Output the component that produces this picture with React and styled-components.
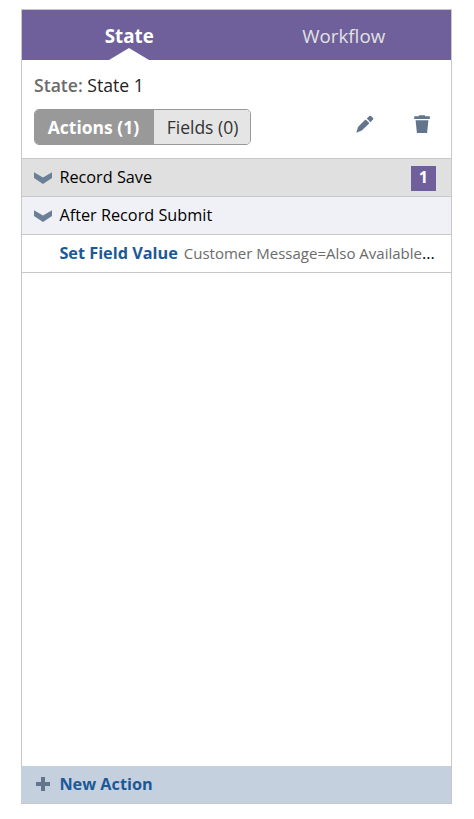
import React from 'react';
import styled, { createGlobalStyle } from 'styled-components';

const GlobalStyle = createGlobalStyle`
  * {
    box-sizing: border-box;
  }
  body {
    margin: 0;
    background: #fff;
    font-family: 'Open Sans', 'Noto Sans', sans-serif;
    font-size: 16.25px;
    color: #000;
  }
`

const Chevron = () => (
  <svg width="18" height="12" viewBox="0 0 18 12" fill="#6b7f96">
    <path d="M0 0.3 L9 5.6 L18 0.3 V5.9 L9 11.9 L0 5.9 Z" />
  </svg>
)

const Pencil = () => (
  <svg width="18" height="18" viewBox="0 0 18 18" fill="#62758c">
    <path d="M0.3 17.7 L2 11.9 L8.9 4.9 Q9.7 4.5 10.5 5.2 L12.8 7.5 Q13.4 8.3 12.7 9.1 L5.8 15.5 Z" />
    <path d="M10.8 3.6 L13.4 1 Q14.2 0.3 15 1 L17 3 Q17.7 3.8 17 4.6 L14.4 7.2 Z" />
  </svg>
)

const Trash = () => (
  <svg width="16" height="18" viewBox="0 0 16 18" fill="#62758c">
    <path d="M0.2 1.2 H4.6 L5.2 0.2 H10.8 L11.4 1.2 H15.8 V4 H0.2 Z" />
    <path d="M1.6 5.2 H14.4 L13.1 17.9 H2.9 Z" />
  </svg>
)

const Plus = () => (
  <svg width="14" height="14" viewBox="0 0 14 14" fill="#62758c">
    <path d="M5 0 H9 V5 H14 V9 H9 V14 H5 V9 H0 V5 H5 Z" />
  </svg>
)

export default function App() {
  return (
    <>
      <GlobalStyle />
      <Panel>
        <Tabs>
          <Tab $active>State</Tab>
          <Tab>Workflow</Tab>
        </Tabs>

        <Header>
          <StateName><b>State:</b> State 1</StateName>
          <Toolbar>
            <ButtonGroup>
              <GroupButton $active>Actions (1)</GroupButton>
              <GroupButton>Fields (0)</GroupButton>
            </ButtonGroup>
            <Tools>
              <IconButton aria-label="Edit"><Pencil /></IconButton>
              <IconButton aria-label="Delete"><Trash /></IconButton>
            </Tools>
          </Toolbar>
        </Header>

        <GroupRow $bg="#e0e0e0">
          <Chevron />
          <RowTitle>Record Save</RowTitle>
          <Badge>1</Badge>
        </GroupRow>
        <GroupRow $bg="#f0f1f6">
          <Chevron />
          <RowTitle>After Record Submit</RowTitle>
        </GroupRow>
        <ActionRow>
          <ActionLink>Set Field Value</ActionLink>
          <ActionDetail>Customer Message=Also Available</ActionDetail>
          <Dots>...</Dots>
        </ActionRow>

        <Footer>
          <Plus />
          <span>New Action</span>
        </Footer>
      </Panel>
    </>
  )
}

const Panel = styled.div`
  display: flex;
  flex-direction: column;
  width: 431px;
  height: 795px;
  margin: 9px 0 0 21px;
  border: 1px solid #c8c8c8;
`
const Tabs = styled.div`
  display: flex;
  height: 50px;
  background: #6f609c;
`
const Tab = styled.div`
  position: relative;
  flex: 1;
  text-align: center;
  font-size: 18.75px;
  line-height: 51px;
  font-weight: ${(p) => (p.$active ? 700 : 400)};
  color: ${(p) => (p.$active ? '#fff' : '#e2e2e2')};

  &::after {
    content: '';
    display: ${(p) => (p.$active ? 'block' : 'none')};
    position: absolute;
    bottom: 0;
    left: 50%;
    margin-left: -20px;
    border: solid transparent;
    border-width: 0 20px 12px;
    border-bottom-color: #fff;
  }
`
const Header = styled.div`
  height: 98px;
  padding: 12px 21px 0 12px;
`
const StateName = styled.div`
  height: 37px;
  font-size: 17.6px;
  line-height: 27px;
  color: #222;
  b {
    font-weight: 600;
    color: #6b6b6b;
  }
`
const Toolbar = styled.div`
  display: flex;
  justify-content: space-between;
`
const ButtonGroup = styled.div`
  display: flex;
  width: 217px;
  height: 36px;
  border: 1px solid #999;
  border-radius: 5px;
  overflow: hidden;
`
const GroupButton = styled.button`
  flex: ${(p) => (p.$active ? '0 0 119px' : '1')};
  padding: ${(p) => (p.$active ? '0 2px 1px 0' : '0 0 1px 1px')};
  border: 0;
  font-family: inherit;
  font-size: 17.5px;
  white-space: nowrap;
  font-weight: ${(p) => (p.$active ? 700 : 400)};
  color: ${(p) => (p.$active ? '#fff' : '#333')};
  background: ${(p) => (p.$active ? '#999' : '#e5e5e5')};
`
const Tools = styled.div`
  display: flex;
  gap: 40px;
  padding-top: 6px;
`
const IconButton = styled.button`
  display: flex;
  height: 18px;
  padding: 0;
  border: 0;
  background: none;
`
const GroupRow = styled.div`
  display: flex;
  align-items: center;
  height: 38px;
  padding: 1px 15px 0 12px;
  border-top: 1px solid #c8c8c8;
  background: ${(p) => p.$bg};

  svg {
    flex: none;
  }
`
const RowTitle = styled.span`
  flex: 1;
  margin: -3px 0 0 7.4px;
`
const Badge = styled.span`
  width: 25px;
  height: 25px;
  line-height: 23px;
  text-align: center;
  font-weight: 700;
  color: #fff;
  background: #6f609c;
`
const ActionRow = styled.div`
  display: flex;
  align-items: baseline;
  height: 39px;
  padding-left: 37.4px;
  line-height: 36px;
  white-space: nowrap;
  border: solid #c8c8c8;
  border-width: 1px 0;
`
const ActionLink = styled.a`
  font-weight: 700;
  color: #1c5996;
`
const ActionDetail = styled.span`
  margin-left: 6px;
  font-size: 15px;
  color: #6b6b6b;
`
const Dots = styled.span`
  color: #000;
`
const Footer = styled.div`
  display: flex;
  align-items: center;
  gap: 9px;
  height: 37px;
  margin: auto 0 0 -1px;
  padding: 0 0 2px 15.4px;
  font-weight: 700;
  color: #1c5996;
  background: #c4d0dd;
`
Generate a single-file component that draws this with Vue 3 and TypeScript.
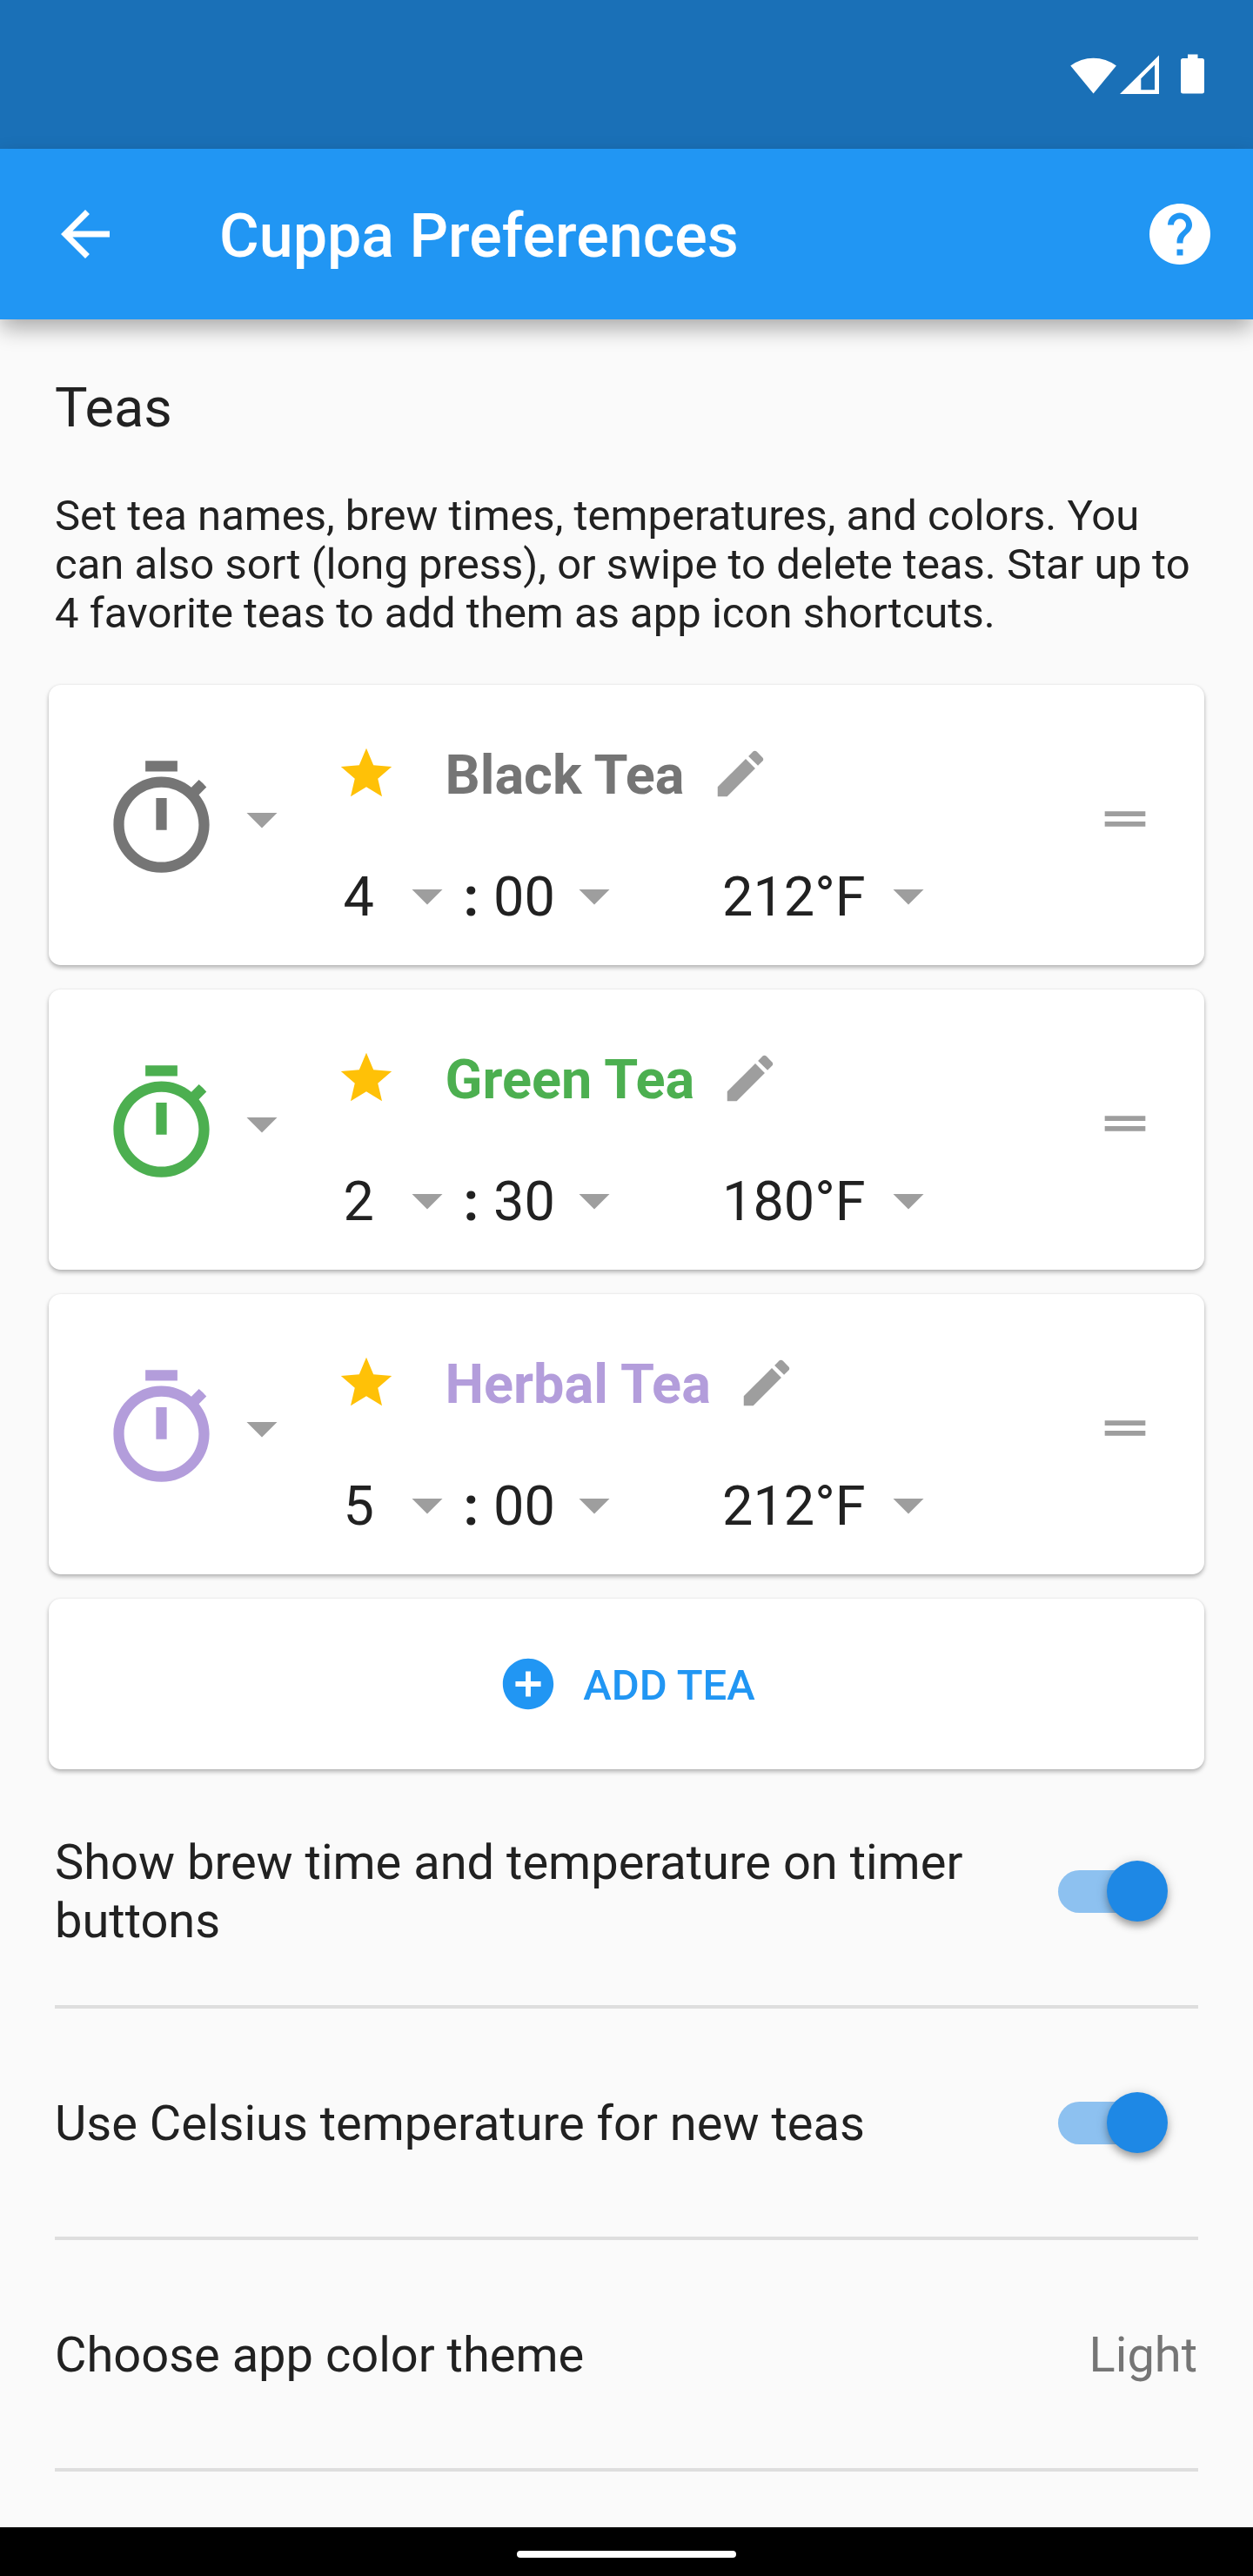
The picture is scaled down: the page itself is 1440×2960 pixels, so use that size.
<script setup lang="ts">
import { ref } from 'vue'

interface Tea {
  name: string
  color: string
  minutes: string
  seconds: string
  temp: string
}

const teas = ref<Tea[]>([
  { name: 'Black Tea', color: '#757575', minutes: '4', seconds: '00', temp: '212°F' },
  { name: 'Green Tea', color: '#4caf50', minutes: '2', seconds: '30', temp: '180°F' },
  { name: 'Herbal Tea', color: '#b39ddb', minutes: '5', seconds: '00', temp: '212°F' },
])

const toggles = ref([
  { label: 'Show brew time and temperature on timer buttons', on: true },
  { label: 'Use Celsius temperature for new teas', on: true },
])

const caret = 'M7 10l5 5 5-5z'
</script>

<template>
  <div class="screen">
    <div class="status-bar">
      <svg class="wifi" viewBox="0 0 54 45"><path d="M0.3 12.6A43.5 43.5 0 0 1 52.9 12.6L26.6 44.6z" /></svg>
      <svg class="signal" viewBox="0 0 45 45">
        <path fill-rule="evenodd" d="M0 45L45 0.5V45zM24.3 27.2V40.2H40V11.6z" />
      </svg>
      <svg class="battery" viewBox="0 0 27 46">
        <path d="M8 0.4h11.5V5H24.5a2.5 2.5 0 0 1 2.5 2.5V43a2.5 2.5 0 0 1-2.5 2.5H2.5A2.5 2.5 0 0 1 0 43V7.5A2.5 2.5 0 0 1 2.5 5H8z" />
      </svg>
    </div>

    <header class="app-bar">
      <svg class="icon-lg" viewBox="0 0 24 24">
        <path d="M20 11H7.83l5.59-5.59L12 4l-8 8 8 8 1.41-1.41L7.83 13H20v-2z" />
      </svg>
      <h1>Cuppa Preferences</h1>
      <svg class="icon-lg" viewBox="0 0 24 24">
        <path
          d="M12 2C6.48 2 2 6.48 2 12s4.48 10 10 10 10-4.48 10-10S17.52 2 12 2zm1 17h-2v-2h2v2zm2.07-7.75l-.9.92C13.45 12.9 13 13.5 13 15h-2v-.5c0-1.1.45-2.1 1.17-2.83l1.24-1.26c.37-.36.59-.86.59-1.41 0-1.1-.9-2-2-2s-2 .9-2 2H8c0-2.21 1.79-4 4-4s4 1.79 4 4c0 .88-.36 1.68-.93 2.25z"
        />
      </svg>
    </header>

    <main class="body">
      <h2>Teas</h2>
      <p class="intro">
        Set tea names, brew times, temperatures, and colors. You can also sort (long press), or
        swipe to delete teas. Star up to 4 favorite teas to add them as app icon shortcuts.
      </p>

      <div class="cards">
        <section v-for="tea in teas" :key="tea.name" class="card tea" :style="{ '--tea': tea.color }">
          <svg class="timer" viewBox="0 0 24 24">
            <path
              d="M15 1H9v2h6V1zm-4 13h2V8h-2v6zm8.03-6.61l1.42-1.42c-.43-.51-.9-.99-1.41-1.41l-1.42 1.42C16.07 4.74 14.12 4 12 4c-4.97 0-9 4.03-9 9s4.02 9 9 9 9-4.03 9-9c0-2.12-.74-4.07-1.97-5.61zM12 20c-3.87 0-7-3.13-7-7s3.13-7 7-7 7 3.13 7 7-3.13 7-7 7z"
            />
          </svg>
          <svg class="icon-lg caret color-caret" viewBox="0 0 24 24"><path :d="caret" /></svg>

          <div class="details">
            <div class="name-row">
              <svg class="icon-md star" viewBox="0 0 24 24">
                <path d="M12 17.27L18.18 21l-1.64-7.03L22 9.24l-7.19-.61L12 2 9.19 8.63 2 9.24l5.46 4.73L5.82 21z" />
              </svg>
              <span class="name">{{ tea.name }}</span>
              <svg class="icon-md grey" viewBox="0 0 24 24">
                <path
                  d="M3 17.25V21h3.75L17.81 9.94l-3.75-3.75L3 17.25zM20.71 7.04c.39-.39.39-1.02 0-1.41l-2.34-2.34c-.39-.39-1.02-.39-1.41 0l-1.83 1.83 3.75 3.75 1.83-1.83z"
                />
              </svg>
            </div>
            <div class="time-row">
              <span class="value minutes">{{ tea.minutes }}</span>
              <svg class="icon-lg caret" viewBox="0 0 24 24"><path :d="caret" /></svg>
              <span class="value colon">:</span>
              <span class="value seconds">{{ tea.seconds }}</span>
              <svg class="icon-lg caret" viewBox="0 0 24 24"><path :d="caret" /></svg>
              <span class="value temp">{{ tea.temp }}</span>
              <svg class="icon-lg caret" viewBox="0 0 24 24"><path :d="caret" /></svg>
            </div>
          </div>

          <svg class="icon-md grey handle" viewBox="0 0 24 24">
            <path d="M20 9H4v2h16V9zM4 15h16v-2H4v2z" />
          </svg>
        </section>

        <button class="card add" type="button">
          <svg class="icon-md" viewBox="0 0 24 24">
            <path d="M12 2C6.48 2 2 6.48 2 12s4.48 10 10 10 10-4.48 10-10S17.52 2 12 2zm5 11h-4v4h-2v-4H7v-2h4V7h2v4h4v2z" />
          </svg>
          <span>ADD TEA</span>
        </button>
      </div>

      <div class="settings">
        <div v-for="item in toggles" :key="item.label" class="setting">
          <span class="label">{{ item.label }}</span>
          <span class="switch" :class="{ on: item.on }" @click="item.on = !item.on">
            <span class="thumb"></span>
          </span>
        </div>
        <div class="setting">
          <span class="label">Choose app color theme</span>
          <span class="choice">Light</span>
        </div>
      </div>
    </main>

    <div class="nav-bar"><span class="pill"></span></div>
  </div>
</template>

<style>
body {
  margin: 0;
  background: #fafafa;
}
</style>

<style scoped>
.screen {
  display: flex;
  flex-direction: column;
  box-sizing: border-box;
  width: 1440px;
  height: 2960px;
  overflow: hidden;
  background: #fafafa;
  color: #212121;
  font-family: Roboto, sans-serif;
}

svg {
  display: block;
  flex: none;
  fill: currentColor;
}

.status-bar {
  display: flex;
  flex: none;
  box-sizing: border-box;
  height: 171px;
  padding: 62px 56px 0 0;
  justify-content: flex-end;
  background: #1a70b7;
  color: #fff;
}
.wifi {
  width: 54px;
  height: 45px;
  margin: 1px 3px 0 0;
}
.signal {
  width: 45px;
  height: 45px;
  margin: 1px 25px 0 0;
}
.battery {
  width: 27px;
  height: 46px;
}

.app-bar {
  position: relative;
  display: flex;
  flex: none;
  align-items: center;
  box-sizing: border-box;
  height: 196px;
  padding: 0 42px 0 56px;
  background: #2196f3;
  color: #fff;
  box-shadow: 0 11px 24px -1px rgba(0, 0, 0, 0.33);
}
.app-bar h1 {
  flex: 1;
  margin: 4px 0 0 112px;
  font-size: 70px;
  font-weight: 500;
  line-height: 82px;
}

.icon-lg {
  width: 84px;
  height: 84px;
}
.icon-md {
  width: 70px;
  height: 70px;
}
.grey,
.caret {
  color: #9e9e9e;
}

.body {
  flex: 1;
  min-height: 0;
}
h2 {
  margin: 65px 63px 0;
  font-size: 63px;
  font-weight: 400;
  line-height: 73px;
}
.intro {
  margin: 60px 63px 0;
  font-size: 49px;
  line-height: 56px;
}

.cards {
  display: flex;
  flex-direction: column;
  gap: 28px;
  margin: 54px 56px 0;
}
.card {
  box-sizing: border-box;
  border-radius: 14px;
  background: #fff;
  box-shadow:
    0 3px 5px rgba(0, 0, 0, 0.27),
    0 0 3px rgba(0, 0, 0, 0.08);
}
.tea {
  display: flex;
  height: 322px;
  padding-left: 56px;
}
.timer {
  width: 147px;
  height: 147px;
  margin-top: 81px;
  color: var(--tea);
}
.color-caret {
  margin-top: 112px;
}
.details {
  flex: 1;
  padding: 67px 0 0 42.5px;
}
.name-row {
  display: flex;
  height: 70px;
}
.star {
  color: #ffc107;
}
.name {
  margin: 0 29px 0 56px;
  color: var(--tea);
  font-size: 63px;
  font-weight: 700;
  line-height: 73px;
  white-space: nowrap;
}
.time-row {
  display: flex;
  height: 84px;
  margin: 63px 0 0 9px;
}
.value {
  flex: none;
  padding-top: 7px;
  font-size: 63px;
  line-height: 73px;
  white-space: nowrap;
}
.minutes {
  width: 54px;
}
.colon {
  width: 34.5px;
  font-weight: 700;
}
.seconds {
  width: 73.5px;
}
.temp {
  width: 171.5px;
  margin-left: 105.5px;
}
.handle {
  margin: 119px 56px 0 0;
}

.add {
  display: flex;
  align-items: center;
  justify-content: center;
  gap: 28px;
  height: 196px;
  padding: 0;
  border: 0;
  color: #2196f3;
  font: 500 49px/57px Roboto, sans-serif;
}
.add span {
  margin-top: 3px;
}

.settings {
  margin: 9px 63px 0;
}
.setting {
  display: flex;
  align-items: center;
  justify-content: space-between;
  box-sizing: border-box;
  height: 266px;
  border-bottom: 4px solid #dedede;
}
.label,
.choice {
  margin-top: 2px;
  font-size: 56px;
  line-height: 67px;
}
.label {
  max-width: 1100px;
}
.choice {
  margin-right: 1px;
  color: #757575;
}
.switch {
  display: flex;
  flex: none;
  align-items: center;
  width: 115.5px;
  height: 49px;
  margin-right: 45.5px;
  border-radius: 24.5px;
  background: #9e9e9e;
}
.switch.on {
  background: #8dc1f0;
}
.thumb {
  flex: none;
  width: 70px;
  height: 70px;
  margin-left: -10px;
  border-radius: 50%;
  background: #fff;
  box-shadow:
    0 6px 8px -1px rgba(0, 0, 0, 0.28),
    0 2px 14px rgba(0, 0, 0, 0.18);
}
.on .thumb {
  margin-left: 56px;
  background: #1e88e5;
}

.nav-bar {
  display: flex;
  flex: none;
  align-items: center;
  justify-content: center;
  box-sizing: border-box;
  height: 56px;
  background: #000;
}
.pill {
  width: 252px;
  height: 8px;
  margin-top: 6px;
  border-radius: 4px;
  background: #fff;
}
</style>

○ ○ ○ ○ ○ ○ ○

▸ **Problem description**
Collect each line above holding the string "size".

▸ **Solved problem**
    font-size: 16.25px;
  font-size: 18.75px;
  font-size: 17.6px;
  font-size: 17.5px;
  font-size: 15px;
The picture is scaled down: the page itself is 1440×2960 pixels, so use that size.
  font-size: 70px;
  font-size: 63px;
  font-size: 49px;
  font-size: 63px;
  font-size: 63px;
  font-size: 56px;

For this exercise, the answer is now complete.